As most parent know, finding common ground with adolescents can be difficult, at best.

However, “real” adults – parents, teachers, community members – may provide better examples for youth than the much-revered movie star or professional athlete.

Debbie Richardson, Oklahoma State University Cooperative Extension parenting assistant specialist, told the Associated Press that parents and other key adults close to a child are the most important role models, and reduce the risk of students dropping out of school.

“Children who are given encouragement by their role models to follow their dreams and reach for success will build confidence,” Richardson told the AP.

According to Dropout Risk Factors and Exemplary Programs, a study analyzing youth, the process of dropping out is usually the result of a long process of disengagement by a child.

Talking Leaves Job Corps Independent Living Coordinator Joyce Rose has seen a number of youth near the edge of failure in her long career.

“I’ve seen it all too often,” said Rose. “Kids come in here and have never been told they’ve done anything good. We work with them and the most rewarding part is to watch them grow and gain confidence in themselves.”

Claire Smith is the mother of two grown sons, and she and her husband went to great measures to give their children a solid foundation.

“I think the role model for our sons is their father,” said Smith.

“He has always treated them with respect, listened to them, was fair and firm and taught them by example what it means to be a good man and a giving part of their world.
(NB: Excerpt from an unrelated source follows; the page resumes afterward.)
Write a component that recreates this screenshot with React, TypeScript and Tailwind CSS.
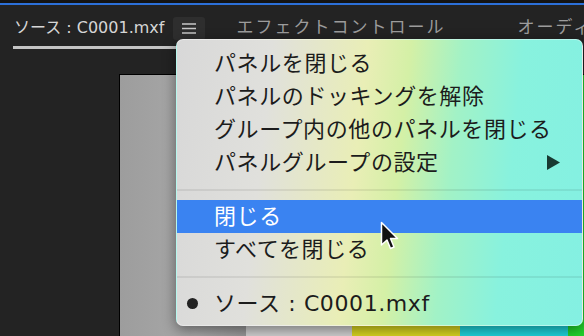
import React from 'react';

const menuFont = { fontFamily: '"DejaVu Sans", "Noto Sans CJK JP", sans-serif' };

const Cursor: React.FC = () => (
  <svg width="19" height="31" viewBox="0 0 19 31" className="absolute left-[380px] top-[221px]">
    <path
      d="M1.5 1.5 L1.5 24 L7 19 L10.5 27.5 L14 26 L10.5 17.5 L17.5 17.5 Z"
      fill="#111"
      stroke="#fff"
      strokeWidth="1.5"
      strokeLinejoin="round"
    />
  </svg>
);

const Item: React.FC<{ label: string; active?: boolean; arrow?: boolean; bullet?: boolean }> = ({
  label,
  active,
  arrow,
  bullet,
}) => (
  <div
    className={`relative flex items-center h-[33px] pl-[37px] pr-[20px] text-[22px] leading-none tracking-[0.6px] ${
      active ? 'bg-[#3a83f1] text-white' : 'text-[#1c1c1c]'
    }`}
  >
    {bullet && <span className="absolute left-[10px] w-[11px] h-[11px] rounded-full bg-[#222]" />}
    <span className="whitespace-nowrap">{label}</span>
    {arrow && (
      <svg width="15" height="15" viewBox="0 0 15 15" className="ml-auto mr-[1px]">
        <path d="M1 0 L14 7.5 L1 15 Z" fill="#183a32" />
      </svg>
    )}
  </div>
);

const Separator: React.FC = () => (
  <div className="flex items-center h-[21px]">
    <div className="w-full h-[2px] bg-black/[0.07]" />
  </div>
);

export default function App() {
  return (
    <div className="relative w-[584px] h-[336px] overflow-hidden bg-[#232323]" style={menuFont}>
      {/* top strip */}
      <div className="h-[3px] bg-[#141414]" />
      <div className="h-[2px] bg-[#2c70d9]" />

      {/* tab bar */}
      <div className="flex h-[46px] text-[17px] whitespace-nowrap">
        <div className="flex flex-col pl-[13px] shrink-0">
          <div className="flex flex-1 items-center pt-[5px]">
            <span className="pl-[1px] text-[16px] text-[#d6d6d6]">ソース : C0001.mxf</span>
            <div className="ml-[9px] flex items-center justify-center w-[32px] h-[23px] rounded-[3px] bg-[#2e2e2e]">
              <svg width="14" height="11" viewBox="0 0 14 11">
                <path d="M0 1 H14 M0 5.5 H14 M0 10 H14" stroke="#c8c8c8" strokeWidth="1.6" />
              </svg>
            </div>
          </div>
          <div className="h-[3px] mb-[2px] bg-[#c4c4c4]" />
        </div>
        <div className="flex items-center pt-[5px] pb-[5px] ml-[31px] shrink-0 text-[#9c9c9c] tracking-[2px]">
          エフェクトコントロール
        </div>
        <div className="flex items-center pt-[5px] pb-[5px] ml-[72px] shrink-0 text-[#9c9c9c] tracking-[2px]">
          オーディオ
        </div>
      </div>

      {/* program frame */}
      <div className="ml-[119px] mt-[23px] flex h-[300px] border-l border-t border-black">
        <div className="w-[126px] shrink-0 bg-[linear-gradient(90deg,#9d9d9d,#a8a8a8_60%,#999)]" />
        <div className="w-[106px] shrink-0 bg-[#d3d3d3]" />
        <div className="w-[108px] shrink-0 bg-[#dcd821]" />
        <div className="w-[108px] shrink-0 bg-[#1fd6de]" />
        <div className="w-[108px] shrink-0 bg-[#22d52c]" />
      </div>

      {/* context menu */}
      <div className="absolute left-[176px] top-[39px] w-[407px] h-[287px] pt-[7px] rounded-[7px] overflow-hidden border border-white/40 shadow-[0_4px_14px_rgba(0,0,0,0.45)] bg-[linear-gradient(96deg,#d8d8d8_0%,#e0e0dc_22%,#e9eeb6_44%,#d4f0a6_54%,#a2f2c6_66%,#88f2de_80%,#84f0e2_100%)]">
        <Item label="パネルを閉じる" />
        <Item label="パネルのドッキングを解除" />
        <Item label="グループ内の他のパネルを閉じる" />
        <Item label="パネルグループの設定" arrow />
        <Separator />
        <Item label="閉じる" active />
        <Item label="すべてを閉じる" />
        <Separator />
        <Item label="ソース : C0001.mxf" bullet />
      </div>

      <Cursor />
    </div>
  );
}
He has given them his quiet strength to carry them through manhood and to teach that to their own children.”

The Smiths tried to have at least one meal together at the table, as well as being home when their children came home from school.

“If we were, we heard all about their day, but if we weren’t we could ask what their day was like and get ‘OK,’ as an answer later one,” she said.

“We also tried to set aside special times with each son, alone with my husband and me – a dinner out, some activity they enjoyed – just something that said to them that they were unique and important to us.”

Smith and her husband believe it’s important to present a united front when dealing with their children.

“The boys knew they could not get around one of us by going to the other,” she said. “Even if one of us was wrong, the other waited until we were alone to talk about it. Then, if forgiveness needed to be asked of our sons, we did it. We admitted our fault which hopefully taught them to admit their faults, too.”

Cheryl Nobles and her husband are raising a 12-year-old daughter and take time to let her know she has a solid foundation right at home.

“One thing right now is my daughter and I are walking in the evening,” said Nobles.

“We are both trying to lose some weight, but other benefits are wonderful because we talk as we walk and it’s definitely wonderful one-on-one time. Also, it’s great getting out in the neighborhood.”

Nobles’ daughter attends Woodall school, which give her face time with both parents in the morning and afternoon.

“Her dad is taking her in the mornings, and I’m picking her up in the afternoon,” she said.

“Being in the car alone, we are able to talk about anything. We really try to be sure she or any of her friends know they can come to us to talk about anything.”

Both Nobles and Smith believe attending church together, as a family, has strengthened the bond of parents and children.

“We are also pretty active in our church and we have a great youth program at First United Methodist Church,” said Nobles.